City to study potential impact of rent stabilization

The policy could cap the amount landlords can increase rents in the city.

Illustrated by Hailee Schievelbein

Illustrated by Hailee Schievelbein

Caitlin Anderson

Minneapolis city officials are considering capping how much landlords can increase rent. 

The Minneapolis City Council approved a request earlier this month by city staff to hire consultants to study rent stabilization in Minneapolis. The study will detail the potential economic impact of rent stabilization, which typically limits rent increases per year, and possible strategies for its implementation in Minneapolis.

“I’m excited about it, it’s something I’ve thought we should look at for a long time,” said Ward 2 City Council member Cam Gordon. “It gives us the hope in being able to make it easier for people to live in the city and stay in the city.”

The study will establish baselines for yearly rent increases, analyze the potential impacts on landlords and renters and provide policy models to consider.

“Rent stabilization is an important idea that needs to be initiated in Minneapolis, St. Paul and certainly other cities across the country,” said Edward Goetz, director of the Center for Urban and Regional Affairs.

In other cities, like New York City, rent stabilization and rent control policies have been implemented for decades ⁠— stemming back to the 1920s.

Developers and landlords often do not support rent stabilization measures because they might see it as detrimental to their success in the marketplace, Goetz said.

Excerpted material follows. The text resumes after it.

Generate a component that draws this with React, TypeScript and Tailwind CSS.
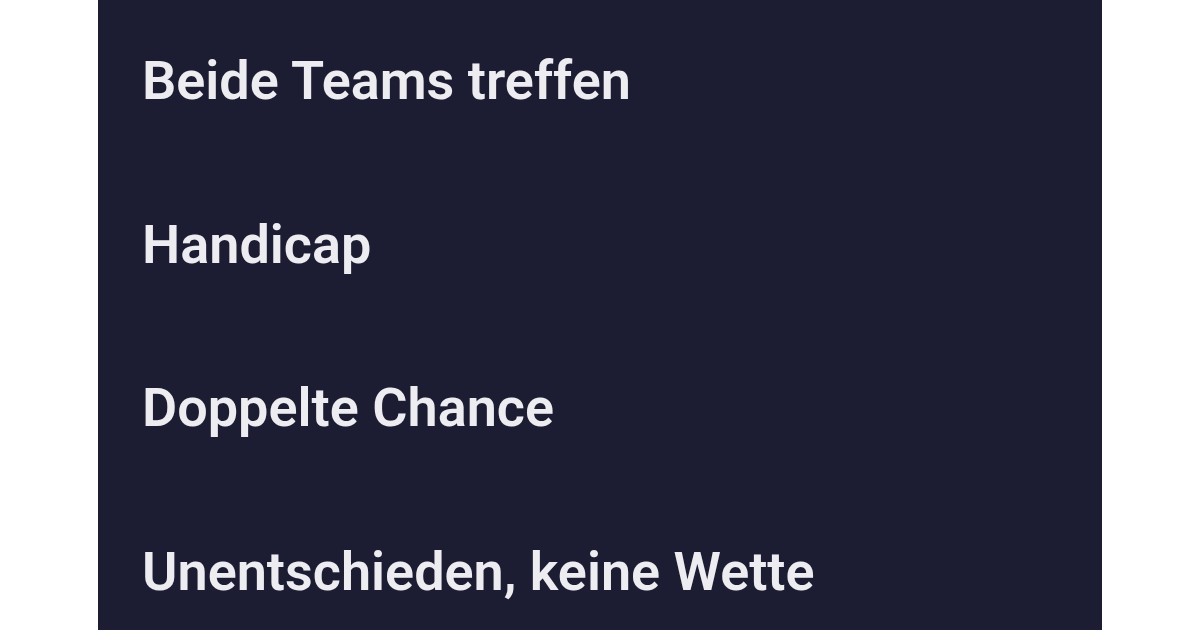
const markets = [
  "Beide Teams treffen",
  "Handicap",
  "Doppelte Chance",
  "Unentschieden, keine Wette",
];

export default function App() {
  return (
    <div className="flex h-[630px] w-[1200px] justify-center overflow-hidden bg-white">
      <ul className="flex w-[1004px] flex-col bg-[#1c1c33] pl-[44px] -mt-[1px]">
        {markets.map((name) => (
          <li
            key={name}
            className="flex h-[163.5px] shrink-0 items-center font-['Roboto',sans-serif] text-[54px] font-semibold text-[#ececf1]"
          >
            {name}
          </li>
        ))}
      </ul>
    </div>
  );
}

“People have this idea that rent control would kill the housing market,” he said. “Those are old arguments that aren’t entirely accurate given the many different ways rent stabilization can be designed and implemented.”

The city’s interest in rent stabilization was in part prompted by an earlier report by a local team of city council members, city staff and community leaders as part of the national Anti-Displacement Policy Network initiative. This report looked into a variety of anti-displacement policies including rent stabilization. 

“Rent stabilization is worth looking into, because it is the broadest, cheapest, and most effective way to support renter stability, said Tram Hoang, policy advocate for a local ADPN team, The Alliance Inc., in an email to the Minnesota Daily. “The majority of housing in our city exists in the private market, and in this moment, there is no limit to what a landlord can increase rent by.”

While community leaders in neighborhoods around the University of Minnesota expressed an interest for rent stabilization, they were cautious of its effects.

Marcy-Holmes resident and neighborhood association member Marcus Mills said rent caps could deter new developers. 

“Rent control works relatively well in places that aren’t really building new buildings,” he said. “While I’m not particularly in favor of the developer, I at least get the math.”

Karl Smith, president of Southeast Como Improvement Association, said rent stabilization is only piece of the housing conversation.  

“The cost of housing has been a regular topic of conversation,” he said. “Since our neighborhood, like the rest of the University district, is predominantly renters, it’s a huge concern.”

City staff will update the City Council’s Housing Policy & Development Committee by Nov. 13.